Il Comune, rifacendosi alla DAC 21/2015 con cui l’Assemblea Capitolina aveva classificato e statuito la funzionalità della rete viaria comunale, ha respinto l’istanza data l’impossibilità di rilasciare concessioni di suolo pubblico sulla sede stradale della viabilità principale, al di fuori quindi del marciapiede. La commerciante decide di rivolgersi quindi al TAR per contestare il provvedimento di rigetto.
Nelle sue censure, la ricorrente ha asserito che il Comune avrebbe potuto applicare l’art. 12, co. 2 del Regolamento Capitolino sopracitato che prevede un’ipotesi di occupazione della sede stradale anche “all’interno di aree riservate alla sosta delimitate con elementi fissi ed aventi accessi ed uscite ben definiti a condizione che non riducano il numero di stalli di sosta tariffata eventualmente presenti”, quindi valevole nel caso di specie.
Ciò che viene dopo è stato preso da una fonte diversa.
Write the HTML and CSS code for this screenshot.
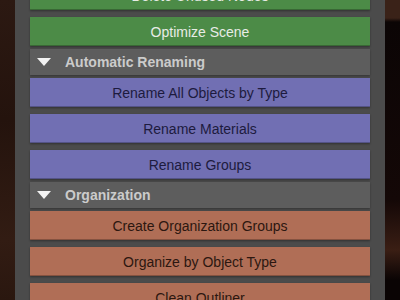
FILE: index.html
```html
<!DOCTYPE html>
<html lang="en">
<head>
    <meta charset="UTF-8">
    <meta name="viewport" content="width=device-width, initial-scale=1.0">
    <title>Scene Tools</title>
    <link rel="stylesheet" href="styles.css">
</head>
<body>
    <!-- Tool panel -->
    <div class="panel">
        <!-- Cleanup -->
        <button class="tool green">Delete Unused Nodes</button>
        <button class="tool green">Optimize Scene</button>

        <!-- Renaming -->
        <div class="header"><span class="arrow"></span>Automatic Renaming</div>
        <button class="tool purple">Rename All Objects by Type</button>
        <button class="tool purple">Rename Materials</button>
        <button class="tool purple">Rename Groups</button>

        <!-- Organization -->
        <div class="header"><span class="arrow"></span>Organization</div>
        <button class="tool orange">Create Organization Groups</button>
        <button class="tool orange">Organize by Object Type</button>
        <button class="tool orange">Clean Outliner</button>
    </div>
</body>
</html>
```

FILE: styles.css
```css
body {
    margin: 0;
    height: 300px;
    overflow: hidden;
    font-family: "Liberation Sans", Arial, sans-serif;
    background:
        linear-gradient(to right, transparent 15px, #4b4b4b 15px, #4b4b4b 385px, transparent 385px),
        linear-gradient(to bottom, #3a2218 0, #3a2218 18px, #0b0505 22px, #140807 200px, #3a1e14 250px, #0a0404 280px);
    background-color: #2a1811;
}
body::before {
    /* left strip, a little warmer */
    content: "";
    position: fixed;
    left: 0;
    top: 0;
    width: 15px;
    height: 300px;
    background: linear-gradient(to bottom, #2c1912, #24130d 120px, #321c13 240px, #2a170f);
}
.panel {
    width: 340px;
    margin: -19px 0 0 30px;
    display: flex;
    flex-direction: column;
}
.tool {
    height: 29px;
    border: none;
    border-bottom: 1px solid rgba(0, 0, 0, 0.25);
    margin: 0 0 7px;
    padding: 2px 0 0;
    font-family: inherit;
    font-size: 14px;
    text-align: center;
    box-shadow: 0 1px 2px rgba(0, 0, 0, 0.35);
}
.green {
    background-color: #4c8b47;
    color: #e8ece6;
}
.purple {
    background-color: #716fb3;
    color: #1d1b3e;
}
.orange {
    background-color: #b06e56;
    color: #2c1710;
}
/* section title row */
.header {
    height: 26px;
    margin: -4px 0 3px;
    background-color: #5d5d5d;
    color: #cbcbcb;
    font-weight: bold;
    font-size: 14px;
    display: flex;
    align-items: center;
    box-shadow: 0 1px 2px rgba(0, 0, 0, 0.3);
}
.arrow {
    width: 0;
    height: 0;
    margin: 0 14px 0 7px;
    border-left: 7px solid transparent;
    border-right: 7px solid transparent;
    border-top: 8px solid #f2f2f2;
}
```
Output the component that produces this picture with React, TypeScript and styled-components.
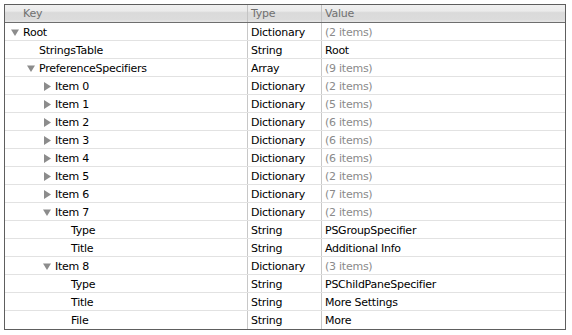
import styled, { createGlobalStyle } from 'styled-components';

type Row = {
  key: string;
  type: string;
  value: string;
  level: number;
  toggle?: 'open' | 'closed';
  muted?: boolean;
};

const rows: Row[] = [
  { key: 'Root', type: 'Dictionary', value: '(2 items)', level: 0, toggle: 'open', muted: true },
  { key: 'StringsTable', type: 'String', value: 'Root', level: 1 },
  { key: 'PreferenceSpecifiers', type: 'Array', value: '(9 items)', level: 1, toggle: 'open', muted: true },
  { key: 'Item 0', type: 'Dictionary', value: '(2 items)', level: 2, toggle: 'closed', muted: true },
  { key: 'Item 1', type: 'Dictionary', value: '(5 items)', level: 2, toggle: 'closed', muted: true },
  { key: 'Item 2', type: 'Dictionary', value: '(6 items)', level: 2, toggle: 'closed', muted: true },
  { key: 'Item 3', type: 'Dictionary', value: '(6 items)', level: 2, toggle: 'closed', muted: true },
  { key: 'Item 4', type: 'Dictionary', value: '(6 items)', level: 2, toggle: 'closed', muted: true },
  { key: 'Item 5', type: 'Dictionary', value: '(2 items)', level: 2, toggle: 'closed', muted: true },
  { key: 'Item 6', type: 'Dictionary', value: '(7 items)', level: 2, toggle: 'closed', muted: true },
  { key: 'Item 7', type: 'Dictionary', value: '(2 items)', level: 2, toggle: 'open', muted: true },
  { key: 'Type', type: 'String', value: 'PSGroupSpecifier', level: 3 },
  { key: 'Title', type: 'String', value: 'Additional Info', level: 3 },
  { key: 'Item 8', type: 'Dictionary', value: '(3 items)', level: 2, toggle: 'open', muted: true },
  { key: 'Type', type: 'String', value: 'PSChildPaneSpecifier', level: 3 },
  { key: 'Title', type: 'String', value: 'More Settings', level: 3 },
  { key: 'File', type: 'String', value: 'More', level: 3 },
];

const Disclosure = ({ open }: { open: boolean }) => (
  <Arrow width="9" height="9" viewBox="0 0 9 9">
    {open ? <polygon points="0,1.5 8,1.5 4,8" fill="#8c8c8c" /> : <polygon points="1,0 8,4.5 1,9" fill="#8c8c8c" />}
  </Arrow>
);

const App = () => (
  <>
    <GlobalStyle />
    <Table>
      <HeaderRow>
        <HeadCell>Key</HeadCell>
        <HeadCell>Type</HeadCell>
        <HeadCell>Value</HeadCell>
      </HeaderRow>
      {rows.map((r, i) => (
        <BodyRow key={i}>
          <KeyCell $level={r.level}>
            {r.toggle && <Disclosure open={r.toggle === 'open'} />}
            {r.key}
          </KeyCell>
          <Cell>{r.type}</Cell>
          <Cell $muted={r.muted}>{r.value}</Cell>
        </BodyRow>
      ))}
    </Table>
  </>
);

const GlobalStyle = createGlobalStyle`
  body {
    margin: 0;
    background: #ffffff;
    font-family: 'DejaVu Sans', 'Liberation Sans', sans-serif;
  }
`;

const Table = styled.div`
  margin: 4px 0 0 4px;
  width: 560px;
  border: 1px solid #5e5e5e;
  background: #ffffff;
`;

const cols = '243px 74px 1fr';

const HeaderRow = styled.div`
  display: grid;
  grid-template-columns: ${cols};
  height: 17px;
  border-bottom: 1px solid #6e6e6e;
  background: linear-gradient(#f0f0f0 0%, #ebebeb 35%, #dadada 45%, #dcdcdc 85%, #e6e6e6 100%);
`;

const HeadCell = styled.div`
  display: flex;
  align-items: center;
  padding-left: 18px;
  font-size: 11px;
  letter-spacing: -0.25px;
  color: #707070;
  border-right: 1px solid #c4c4c4;

  & + & {
    padding-left: 3px;
  }
  &:last-child {
    border-right: none;
  }
`;

const BodyRow = styled.div`
  display: grid;
  grid-template-columns: ${cols};
  height: 17px;
  border-bottom: 1px solid #e2e2e2;

  &:last-child {
    border-bottom: none;
    height: 18px;
  }
`;

const Cell = styled.div<{ $muted?: boolean }>`
  display: flex;
  align-items: center;
  padding: 1px 0 0 3px;
  font-size: 11px;
  letter-spacing: -0.25px;
  color: ${(p) => (p.$muted ? '#8a8a8a' : '#000000')};
  border-right: 1px solid #c8c8c8;
  white-space: nowrap;

  &:last-child {
    border-right: none;
  }
`;

const KeyCell = styled(Cell)<{ $level: number }>`
  padding-left: ${(p) => 18 + p.$level * 16}px;
  position: relative;
`;

const Arrow = styled.svg`
  position: absolute;
  margin-left: -12px;
  margin-top: 0;
`;

export default App;
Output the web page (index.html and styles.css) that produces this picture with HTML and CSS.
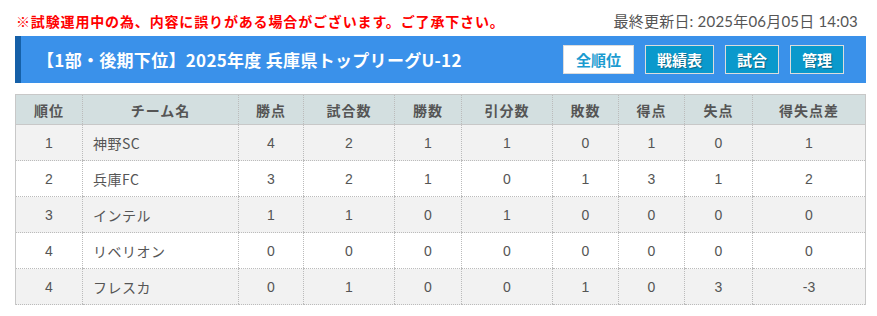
FILE: index.html
```html
<!DOCTYPE html>
<html lang="ja">
<head>
<meta charset="utf-8">
<link rel="stylesheet" href="styles.css">
</head>
<body>
<div class="page">
  <div class="topline">
    <p class="notice">※試験運用中の為、内容に誤りがある場合がございます。ご了承下さい。</p>
    <p class="updated">最終更新日: 2025年06月05日 14:03</p>
  </div>
  <div class="titlebar">
    <h1 class="title">【1部・後期下位】2025年度 兵庫県トップリーグU-12</h1>
    <div class="buttons">
      <a class="btn btn-active">全順位</a>
      <a class="btn">戦績表</a>
      <a class="btn">試合</a>
      <a class="btn">管理</a>
    </div>
  </div>
  <table class="standings">
    <colgroup>
      <col style="width:67px"><col style="width:156px"><col style="width:65px"><col style="width:91px"><col style="width:67px"><col style="width:91px"><col style="width:66px"><col style="width:66px"><col style="width:68px"><col>
    </colgroup>
    <thead>
      <tr><th>順位</th><th>チーム名</th><th>勝点</th><th>試合数</th><th>勝数</th><th>引分数</th><th>敗数</th><th>得点</th><th>失点</th><th>得失点差</th></tr>
    </thead>
    <tbody>
      <tr><td>1</td><td class="team">神野SC</td><td>4</td><td>2</td><td>1</td><td>1</td><td>0</td><td>1</td><td>0</td><td>1</td></tr>
      <tr><td>2</td><td class="team">兵庫FC</td><td>3</td><td>2</td><td>1</td><td>0</td><td>1</td><td>3</td><td>1</td><td>2</td></tr>
      <tr><td>3</td><td class="team">インテル</td><td>1</td><td>1</td><td>0</td><td>1</td><td>0</td><td>0</td><td>0</td><td>0</td></tr>
      <tr><td>4</td><td class="team">リベリオン</td><td>0</td><td>0</td><td>0</td><td>0</td><td>0</td><td>0</td><td>0</td><td>0</td></tr>
      <tr><td>4</td><td class="team">フレスカ</td><td>0</td><td>1</td><td>0</td><td>0</td><td>1</td><td>0</td><td>3</td><td>-3</td></tr>
    </tbody>
  </table>
</div>
</body>
</html>
```

FILE: styles.css
```css
* { box-sizing: border-box; }
html, body { margin: 0; padding: 0; background: #fff; }
body {
  font-family: "Liberation Sans", Arial, "Noto Sans CJK JP", sans-serif;
  color: #555;
}
.page {
  width: 851px;
  margin-left: 15px;
  padding-top: 10px;
}
.topline {
  display: flex;
  justify-content: space-between;
  align-items: center;
  height: 21px;
  margin-bottom: 5px;
}
.notice {
  margin: 0 0 0 1px;
  color: #f00;
  font-weight: bold;
  font-size: 14px;
  font-family: "Noto Sans CJK JP", sans-serif;
  letter-spacing: 0.85px;
}
.updated {
  margin: 0 8px 0 0;
  font-size: 15px;
  color: #555;
  font-family: Lato, "Noto Sans CJK JP", sans-serif;
  letter-spacing: 0.2px;
}
.titlebar {
  display: flex;
  align-items: center;
  justify-content: space-between;
  height: 47px;
  background: #3a91ea;
  border-left: 6px solid #1560a8;
  padding: 0 22px 0 16px;
}
.title {
  margin: 0;
  color: #fff;
  font-size: 17px;
  font-weight: bold;
  font-family: "Noto Sans CJK JP", sans-serif;
  letter-spacing: 0.3px;
}
.buttons {
  display: flex;
  gap: 11px;
}
.btn {
  display: flex;
  align-items: center;
  justify-content: center;
  height: 29px;
  padding: 0 11px;
  background: #0a99cc;
  border: 1px solid #dcdcdc;
  color: #fff;
  font-size: 15px;
  font-weight: bold;
  font-family: "Noto Sans CJK JP", sans-serif;
  text-shadow: 1px 1px 1px rgba(0,0,0,0.35);
}
.btn-active {
  background: #fff;
  color: #1a9bd0;
  padding: 0 12px;
  text-shadow: none;
}
.standings {
  width: 851px;
  margin-top: 11px;
  border-collapse: collapse;
  table-layout: fixed;
  border-top: 1px solid #c8c8c8;
  border-left: 1px solid #c8c8c8;
  border-right: 1px solid #c8c8c8;
  font-size: 14px;
}
.standings th {
  height: 30px;
  background: #d3dfe0;
  color: #555;
  font-weight: bold;
  font-family: "Noto Sans CJK JP", sans-serif;
  font-size: 14px;
  text-align: center;
  border-left: 1px dotted #bbb;
  border-bottom: 1px solid #c8c8c8;
  padding: 0;
  letter-spacing: 1px;
}
.standings td {
  height: 36px;
  text-align: center;
  color: #555;
  border-left: 1px dotted #bbb;
  border-bottom: 1px dotted #bbb;
  padding: 0;
}
.standings tbody tr:nth-child(odd) td { background: #f2f2f2; }
.standings tbody tr:nth-child(even) td { background: #fff; }
.standings td.team {
  text-align: left;
  padding-left: 10px;
  font-family: "Noto Sans CJK JP", sans-serif;
  letter-spacing: 0.5px;
}
```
Oltre a contestare la qualificazione stradale con cui Roma Capitale aveva considerato la porzione di strada che la pedana avrebbe occupato, ha contestato anche la mancata distinzione tra una porzione di strada in cui vi sono degli stalli di sosta e una carreggiata stradale effettiva. Altresì, lamentava una violazione e falsa applicazione dell’art. 10-bis e dell’art. 20 della legge n. 241/1990, in quanto il provvedimento sarebbe stato adottato subito dopo la formazione del silenzio assenso a seguito della scadenza dei termini procedimentali indicati dal Regolamento adottato da Roma Capitale.
Infine, secondo la ricorrente la strada in cui è situato il locale avrebbe dovuto essere classificata come strada locale, di tipo E o F, per cui l’art. 20 del Codice della Strada, richiamato dalla P.A., prevede la possibilità di occupare la carreggiata, ove vi sia un percorso alternativo per il traffico.
-
La decisione del TAR e i principi in diritto.
I giudici hanno ritenuto il ricorso palesemente infondato.
L’articolo a cui la ricorrente fa riferimento e che consentirebbe, de facto, l’occupazione della sede stradale della viabilità principale, è un’ipotesi eccezionale rispetto alla regola generale (posta sempre dall’art. 12) che prevede: “Sulle sedi stradali della viabilità principale non sono consentite nuove occupazioni di suolo pubblico”.
L’eccezione a cui la ricorrente si riferisce e che prevede l’occupazione di spazi all’interno di aree riservate alla sosta delimitate, non si riferisce certo agli stalli di sosta che si trovano ai lati della careggiata, ma – come specificato dal giudice: “chiaramente e univocamente riferito a quelle aree di sosta laterali, talvolta presenti sulla viabilità principale, appositamente delimitate da marciapiedi o colonnine per creare un’area chiusa, carrabile nei soli limiti delle esigenze degli spazi di manovra e di sosta (cfr. in materia Tar Lazio sentenza n. 9811/2024)”.
Quindi, i giudici hanno escluso categoricamente che questa potesse considerarsi un’ipotesi di cui al 2 comma dell’art. 12 e rigettato il primo motivo.
Altresì, conformandosi al pacifico orientamento maggioritaria sul punto, il TAR ha respinto anche la censura della ricorrente che asseriva che il provvedimento fosse tardivo e che si fosse già formato il silenzio assenso sulla richiesta: i giudici, infatti, ritengono non si possa formato nessun silenzio assenso ai procedimenti di natura concessoria sui beni pubblici, occorrendo, invece un provvedimento espresso.
Ancora, con riferimento al fatto che la via dove è situato il locale dovrebbe essere qualificato diversamente, alla luce del Codice della Strada che prevede la possibilità di occupare la carreggiata, ove vi sia un percorso alterativo per il traffico, i giudici hanno rigettato questa censura asserendo che “la scelta dell’Assemblea Capitolina di operare, nell’attuale Regolamento OSP, un rinvio al generale concetto di “viabilità principale” di cui al P.G.T.U. (che dovrebbe riguardare la sicurezza della circolazione stradale), senza ulteriori specificazioni, anche per fissare il divieto di occupazioni commerciali, pur in assenza di un analogo divieto nel Codice della Strada, deve ritenersi legittima e preclusiva, tout court, di occupazione della sede stradale”.
Alla luce di ciò, il ricorso è stato respinto.